Of ik daardoor verder veel zie van de streek valt te betwijfelen, ik ben hier ook maar twee weken. Het is wel een bijzondere gedachte dat ik aan de rand zit van een land zo groot als West Europa dat grotendeels bestaat uit ondoordringbaar oerwoud, savannes en bergland. Een onbarmhartige wildernis, waar de mens te gast is eigenlijk. Maar het zijn gasten die zich wel erg onbeleefd gedragen in hun ‘huis’, want bijna nergens is zoveel gevochten en geleden afgelopen 50 jaar als in dit gebied in noordoost Congo. Oorlogen om grondstoffen voor onze mobieltjes, oorlog om land en macht, geleid door maffiose politici en warlords, gesteund door hypocriete grootmachten. Lees het geweldige boek Congo van David van Reybrouck maar. Je gelooft je ogen niet.
Dat geldt ook voor Rwanda, waar ik een tussenstop had in Kigali, de hoofdstad. Het land van duizend heuvels, het land van de gorilla’s van Dian Fossey. Maar ook het land van die beruchte volkerenmoord. De tussenstop gaf me de kans het Genocide Memorial te bezoeken dat ter nagedachtenis is opgericht. Het museum, geinitieerd door een Engelse NGO, gaat natuurlijk over de massaslachting op Tutsi-minderheid in de lente van 1994, nu precies 19 jaar geleden, en is gebouwd op de plek waar de resten van 250.000 (!) naamloze slachtoffers lagen begraven. De naastgelegen Wall of Names somt er slechts een fractie van op. Op 6 april begon deze geplande volkerenmoord door Hutu milities en allerlei ‘gewone’ mensen die collectief doordraaiden in bandeloos geweld, opgehitst door de Hutu-regering. In ongeveer drie maanden werden ruim 800.000 Tutsi en gematigde Hutu’s over de kling gejaagd. Niemand die het echt kan verklaren tot op de dag van vandaag. Feitelijk nog onbegrijpelijker dan de Holocaust, en dat zegt wel wat. Al helemaal omdat dit keer het Westen, Frankrijk voorop, donders goed wist dat het foute boel was. Maar om eigen veiligheid en onbelang van dit landje, verkozen de heren regeringsleiders en de VN niet in te grijpen.

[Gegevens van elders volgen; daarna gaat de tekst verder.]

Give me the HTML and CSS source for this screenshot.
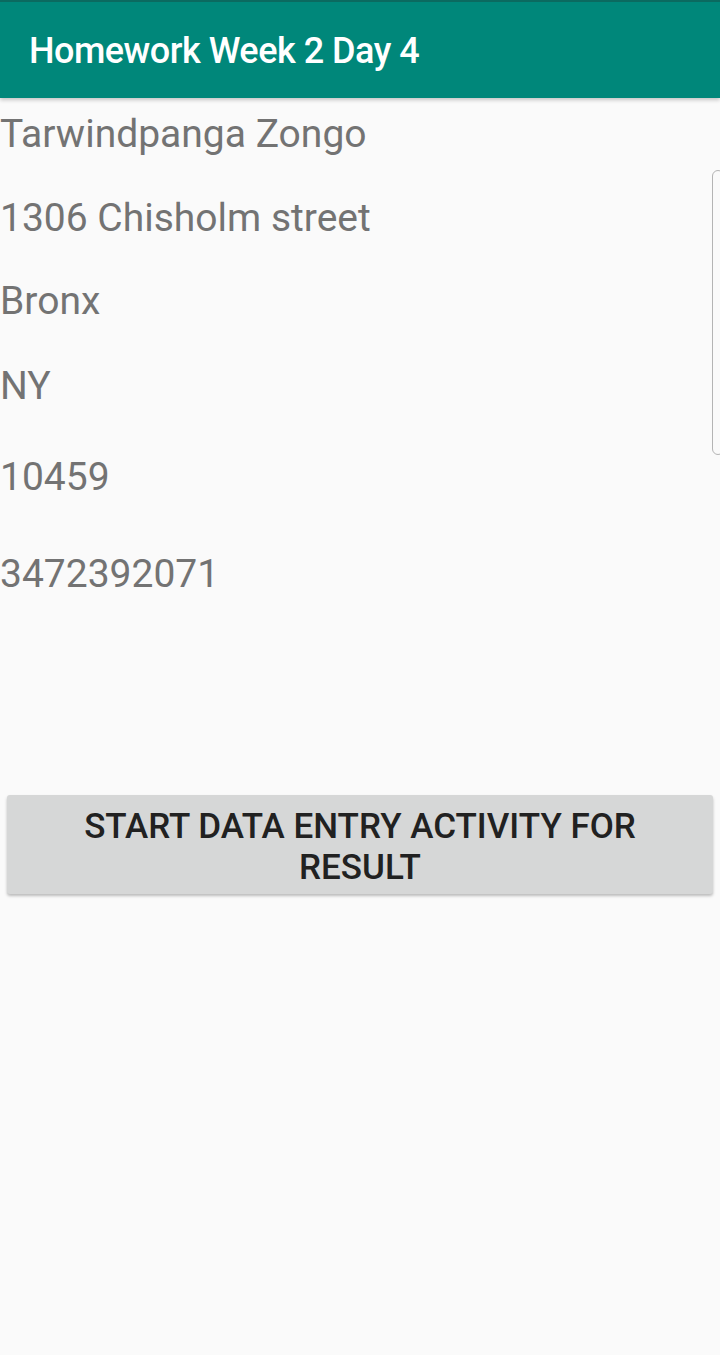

Natuurlijk moet je je hierbij wel bedenken dat dit museum is neergezet onder goedkeuring van de huidige Tutsi-machthebbers, dus wordt verzwegen dat ook Tutsi’s geen schone handen hebben en vooral dat het Tutsi leger, dat daarna het land introk, zich schuldig heeft gemaakt aan moordpartijen op de Hutu’s en later ook in Congo aardig heeft huisgehouden. Daar lees je dan weer niks over in dit museum. Zoals zo vaak is de Afrikaanse werkelijkheid veel complexer dan we denken. Niettemin is dit museum een verplichte oefening in Kigali, hoe akelig ook.
Wat tegelijkertijd verbaast is dat dit land, de hoofdstad voorop, sinds een aantal jaren een ware wederopstanding beleeft: van een land in puin, mentaal en materieel, naar de groeimotor van de regio in nog geen twintig jaar. Het is in de Rwandese hoofdstad dan ook onafrikaans ordelijk, zie het verkeer: autos toeteren nauwelijks, stoplichten hebben een afteller voordat ze op groen of rood springen (ja wij hebben die zelfs alleen maar nog voor fietsers!), wegen zijn veelal zonder gaten en motorrijders dragen een helm (vast op straffe van een hoge boete). Hotels, kantoren en wegen worden gebouwd bij de vleet, en mensen spreken verplicht Engels. Een wirtschaftswunder in de maak, gebouwd op toerisme, grote bouwprojecten, banken, koffie en thee. Zeker heeft het regime van Paul Kagame hier veel aan bijgedragen. En ook al heeft Kagame zijn nare kanten als verlicht despoot en slechte cijfers op gebied van vrijheid van meningsuiting, deze credits moet je hem geven. Daarbij uiteraard gesteund door ontwikkelingsgeld en investeringen van het Westen (tegenwoordig trouwens vooral Chinezen en andere Aziaten). Alsof ze hun schuld aan dit drama van ’94 wouden afkopen; de vergelijking met Israel van na de oorlog dringt zich op.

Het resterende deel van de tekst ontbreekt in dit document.